The average density of the interstellar medium is some 0,1 milligram per million cubic kilometers, if I recall the figure right. If you calculate the volume of a sphere which has a radius of 250 light years, you get an idea of the mass of the interstellar matter which this sphere may contain.
In the solar system, the average density of the interplanetary matter is given as one gram per million cubic kilometers.
Whatever is ejected from a supernova to reach earth, will have to pass through the matter which is between these two bodies.

regards,

Günther

antoniseb
2005-Oct-01, 04:50 PM
This is such a strange story. I'll be interested in seeing what the authors tell you Fraser.
Why, for example, was an SN able to take out the mammoths, but not our ancestors?
Like ou say there are many questions that should spring up, but this article doesn't begin to answer.

snowflakeuniverse
2005-Oct-03, 09:12 PM
Where is this supernova now?

A supernova leaves debris expanding across space at near relativistic speeds and over time such debris would be spread over a vast region of space that should be observable as a nebula. Where is this cloud now?

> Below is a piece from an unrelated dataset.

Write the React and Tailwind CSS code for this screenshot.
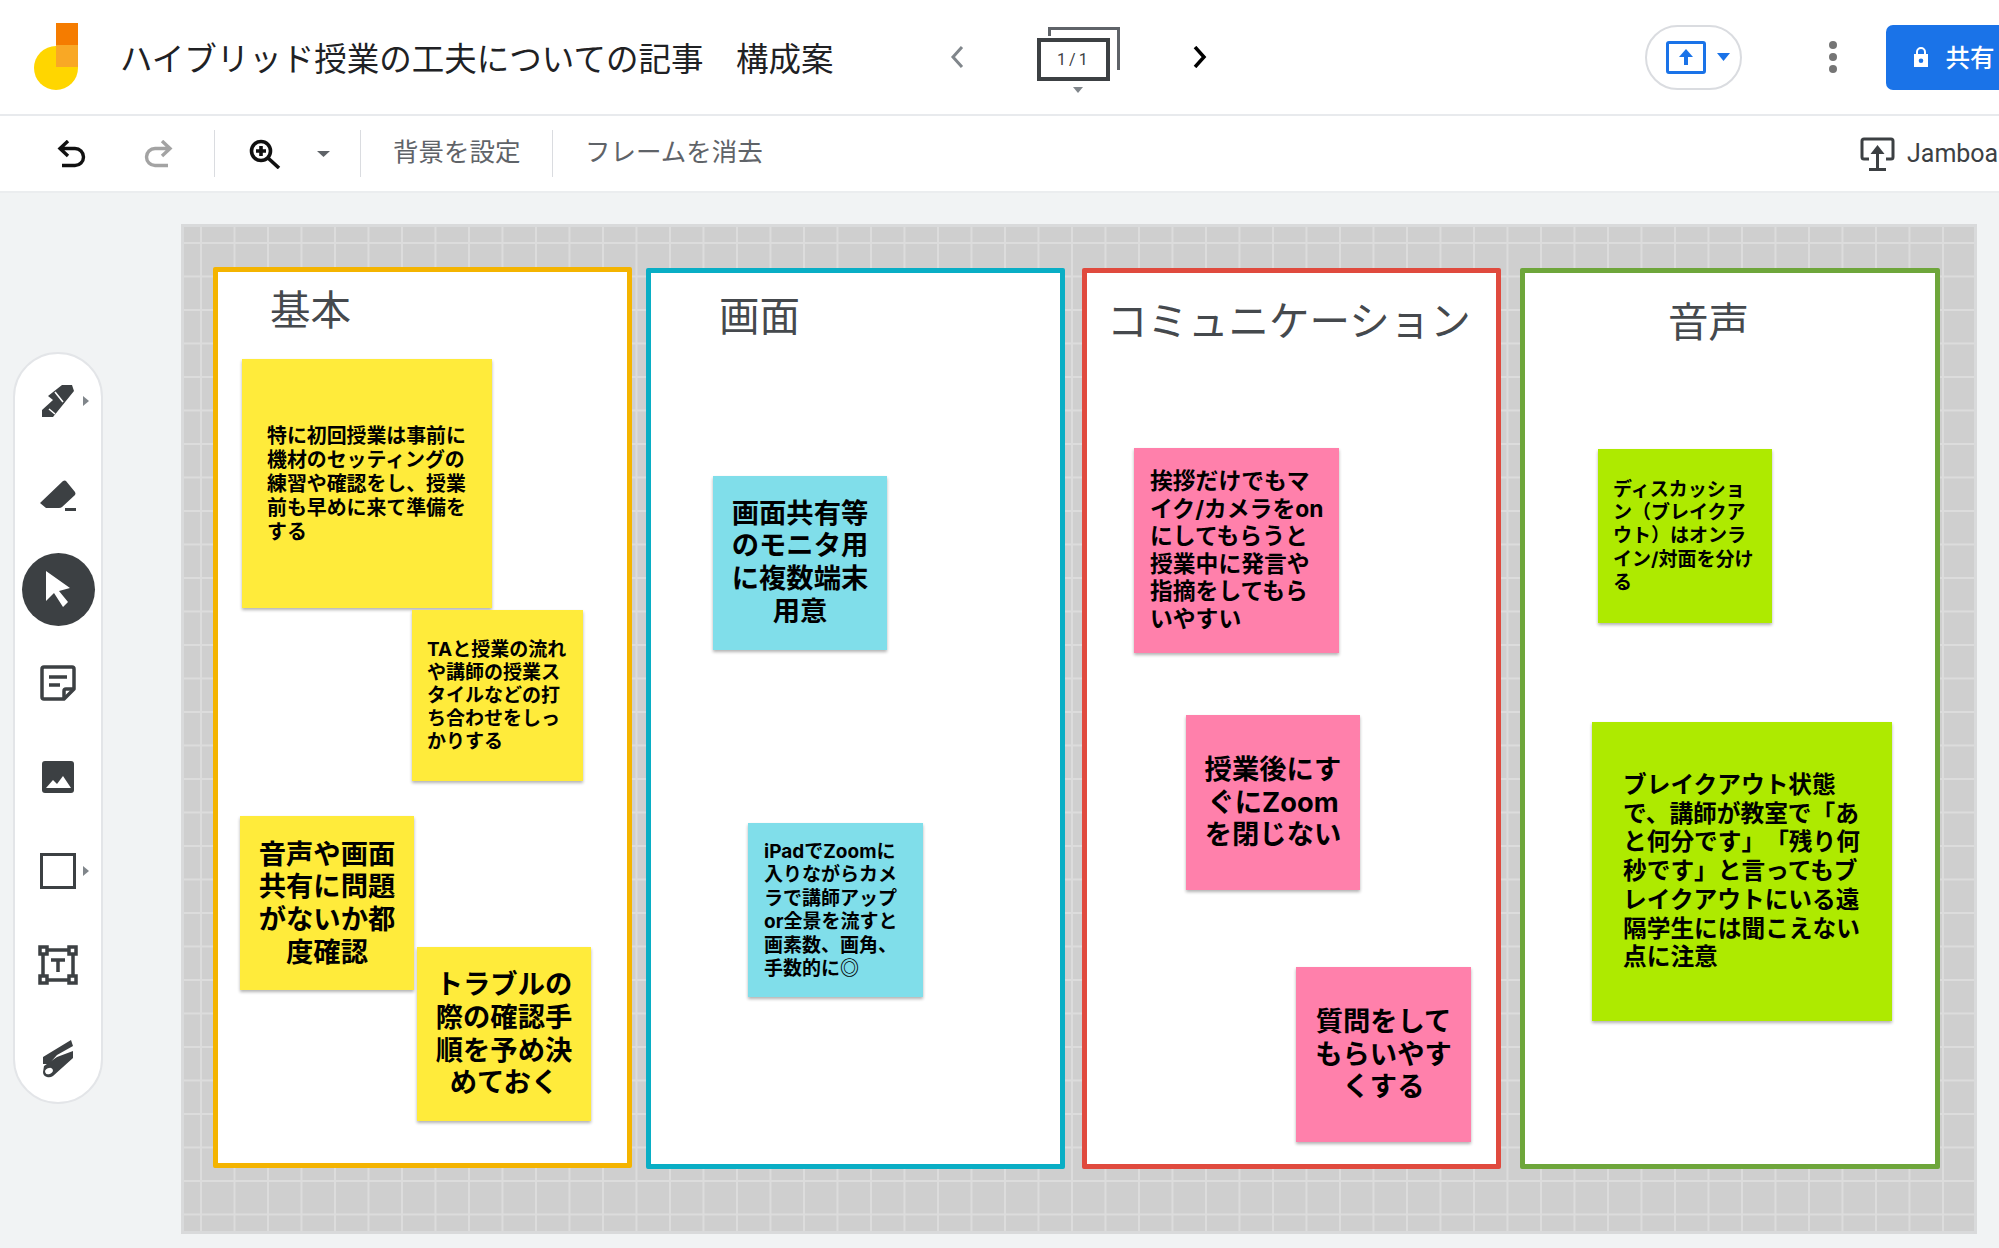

The answer to this “observation problem” can be explained by my Uniform Expansion theory. The effect of gravity was more powerful in the past, which allows much smaller amounts of mass to form stars. The increased effect of gravity and the faster “clock rates” of the past caused stars to evolve much faster than they do presently which resulted in the formation of many “miniature” supernovas. For example, when the universe was a few million years old, the mass currently found in our solar system would have been enough to form a few hundred “stars”.

The math for this was posted in the “outside the mainstream” forum in which I explained the energy production from quasar without resorting to a super massive black hole.